Awal Tahun 2021, Bumi Pertiwi kembali mengalami pelbagai bencana alam yang banyak merenggut korban jiwa. Mulai dari tanah longsor di Sumedang, Jawa Barat hingga peristiwa gempa bumi berkekuatan magnitudo 6,2 di Kabupaten Majene dan Mamuju, Sulawesi Barat. Kondisi ini mengingatkan kembali ancaman bencana serupa yang bisa terjadi kapan saja dan di mana saja.
Jakarta (Greeners) – Kepala Pusat Penelitian Teknologi Lembaga Ilmu Pengetahuan Indonesia (LIPI), Eko Yulianto, menyebut pentingnya edukasi publik agar lebih siaga menghadapi bencana. Menurutnya, secara geografis Indonesia rawan bencana. Namun, semua pihak kerap lupa untuk siaga bencana akibat perulangan yang tidak terjadi dalam waktu dekat.
“Seluruh wilayah Indonesia dipenuhi retakan-retakan akibat tektonik yang notabene menjadi sumber gempa. Di sisi lain, perulangan gempa relatif lama, misalnya 50 tahun atau bahkan lebih, sehingga orang mudah melupakannya. Itulah pentingnya edukasi terus-menerus mengenai mitigasi bencana,” ujar Eko dalam keterangan tertulis yang diterima Greeners, Selasa, (19/1/2021).

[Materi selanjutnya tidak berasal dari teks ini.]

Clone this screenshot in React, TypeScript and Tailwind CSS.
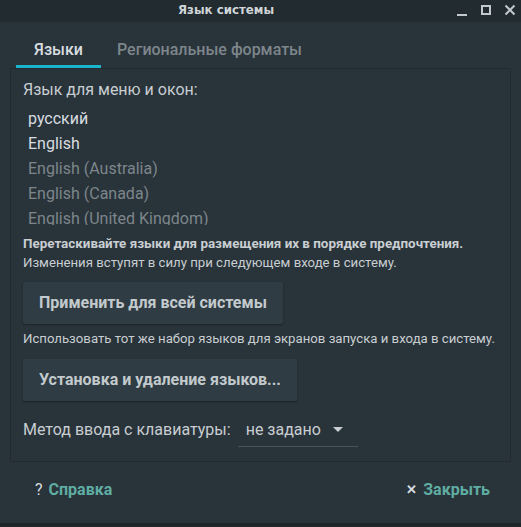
import React from 'react';

const languages = [
  { name: 'русский', active: true },
  { name: 'English', active: true },
  { name: 'English (Australia)', active: false },
  { name: 'English (Canada)', active: false },
  { name: 'English (United Kingdom)', active: false },
];

const App: React.FC = () => {
  return (
    <div className="w-[521px] h-[527px] bg-[#29333a] flex flex-col overflow-hidden" style={{ fontFamily: 'Roboto, "Noto Sans", sans-serif' }}>
      {/* title bar */}
      <div className="h-[22px] bg-[#222b30] relative flex items-center shrink-0">
        <span className="ml-[178px] text-[11.8px] font-bold text-[#d0d5d8]" style={{ fontFamily: '"DejaVu Sans", sans-serif' }}>Язык системы</span>
        <div className="absolute right-[4px] top-0 h-full flex items-center gap-[10px]">
          <svg width="14" height="14" viewBox="0 0 14 14"><rect x="2" y="10" width="10" height="2" fill="#c2c9cd" /></svg>
          <svg width="14" height="14" viewBox="0 0 14 14"><rect x="3" y="2" width="8" height="8" fill="none" stroke="#c2c9cd" strokeWidth="2" /></svg>
          <svg width="14" height="14" viewBox="0 0 14 14"><path d="M2.5 1.5 L11.5 10.5 M11.5 1.5 L2.5 10.5" stroke="#c2c9cd" strokeWidth="2" /></svg>
        </div>
      </div>

      {/* tabs */}
      <div className="flex px-[16px] mt-[14px] h-[32px] shrink-0">
        <div className="w-[85px] pt-[2px] flex items-start justify-center border-b-[3px] border-[#1ab4cc] text-[16px] font-medium text-[#d8dde0]">Языки</div>
        <div className="px-[16px] pt-[2px] text-[16px] font-medium text-[#7d868b]">Региональные форматы</div>
      </div>

      {/* panel */}
      <div className="mx-[10px] h-[394px] border border-[#222a2f] bg-[#29333a] px-[12px] pt-[11px] flex flex-col">
        <div className="text-[16px] text-[#c8ced1] leading-[19px]">Язык для меню и окон:</div>
        <div className="h-[119px] overflow-hidden mt-[7px] pl-[5px]">
          {languages.map((l) => (
            <div key={l.name} className={`h-[25px] leading-[25px] text-[16px] ${l.active ? 'text-[#d8dde0]' : 'text-[#7d868b]'}`}>{l.name}</div>
          ))}
        </div>
        <div className="mt-[10px] whitespace-nowrap text-[13.4px] font-bold text-[#c8ced1] leading-[18px]">Перетаскивайте языки для размещения их в порядке предпочтения.</div>
        <div className="whitespace-nowrap text-[13.2px] text-[#c8ced1] leading-[19px]">Изменения вступят в силу при следующем входе в систему.</div>
        <button className="mt-[10px] self-start px-[16px] h-[42px] bg-[#2f3c43] rounded-[2px] shadow-[0_1px_2px_rgba(0,0,0,0.35)] text-[16px] font-bold text-[#c3cacd] text-left">Применить для всей системы</button>
        <div className="mt-[6px] whitespace-nowrap text-[13.2px] text-[#c8ced1] leading-[18px]">Использовать тот же набор языков для экранов запуска и входа в систему.</div>
        <button className="mt-[11px] self-start px-[16px] h-[42px] bg-[#2f3c43] rounded-[2px] shadow-[0_1px_2px_rgba(0,0,0,0.35)] text-[16px] font-bold text-[#c3cacd] text-left">Установка и удаление языков...</button>
        <div className="mt-[12px] flex items-center">
          <span className="text-[16px] text-[#c8ced1]">Метод ввода с клавиатуры:</span>
          <div className="ml-[7px] w-[120px] h-[34px] border-b border-[#4a555b] flex items-center pl-[8px] gap-[11px]">
            <span className="text-[16px] text-[#c8ced1]">не задано</span>
            <svg width="12" height="8" viewBox="0 0 12 8"><path d="M1 1 L11 1 L6 6 Z" fill="#c8ced1" /></svg>
          </div>
        </div>
      </div>

      {/* footer */}
      <div className="flex items-center justify-between pl-[35px] pr-[31px] pb-[6px] h-[61px] shrink-0">
        <div className="flex items-center gap-[6px] text-[16px] font-bold">
          <span className="text-[#d8dde0] font-normal">?</span>
          <span className="text-[#5fada3]">Справка</span>
        </div>
        <div className="flex items-center gap-[6px] text-[16px] font-bold">
          <span className="text-[#d8dde0] text-[13px]">✕</span>
          <span className="text-[#5fada3]">Закрыть</span>
        </div>
      </div>
      <div className="flex-1 bg-[#1f272b]" />
    </div>
  );
};

export default App;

Peneliti Soroti Kerawanan Bangunan Menghadapi Gempa
Sebagai informasi, Badan Nasional Penanggulangan Bencana (BNPB) mencatat sebanyak 136 bencana alam terjadi di Indonesia sepanjang 1-16 Januari 2021. Dua di antaranya merupakan gempa bumi yang merenggut banyak korban jiwa serta kerugian yang tidak sedikit.
Terkait hal tersebut, Eko menyoroti aspek bangunan yang kurang memperhatikan keamanan atau tahan gempa. Menurutnya, pembangunan sebuah rumah kerap kali hanya memperhatikan aspek estetikanya saja. Namun, faktor kebencanaan seperti ketahanan akan guncangan kerap luput dari perhatian.

Badan Nasional Penanggulangan Bencana (BNPB) mencatat sebanyak 136 bencana alam terjadi di Indonesia sepanjang 1-16 Januari 2021. Foto: Shutterstock.
“Sementara membangun ulang rumah atau memperkuat bangunan yang sudah ada bisa membutuhkan biaya mahal. Harusnya, masyarakat memiliki satu ruang aman sebagai tempat berlindung tatkala gempa terjadi,” tegasnya.
Eko menambahkan, bencana bukan semata–mata aspek teknis, tapi juga perilaku dan sikap manusia. Acap kali terjadi pelanggaran aturan seperti mendirikan bangunan di bibir pantai melewati batas sempadan.
“Sinergi dan implementasi kebijakan yang sistemik sangat krusial dan tidak hanya berlangsung secara sporadis,” jelasnya.
Masyarakat Harus Mewaspadai Bencana Hidrometeorologi
Sementara itu, Peneliti Pusat Penelitian Limnologi LIPI, Iwan Ridwansyah, memperikirakan Indonesia akan mengalami puncak musim hujan pada Januari dan Februari. Menurutnya, masyarakat perlu menambah kewaspadaan terhadap bencana hidrometeorologi.
Adapun berdasarkan catatan BNPB, hingga 16 Januari 2020, bencana banjir paling banyak terjadi, mencapai 95 kejadian. Iwan memaparkan bencana banjir di Kalimantan Selatan telah mengakibatkan 27.111 rumah terendam dan 112.709 warga mengungsi di 7 kabupaten/kota.
“Untuk mengurangi dampak bencana di masa depan, perencanaan tata ruang kabupaten/kota yang berada pada potensi bencana tinggi harus didesain ulang berdasarkan analisis ilmiah berbasis kebencanaan,” ucapnya.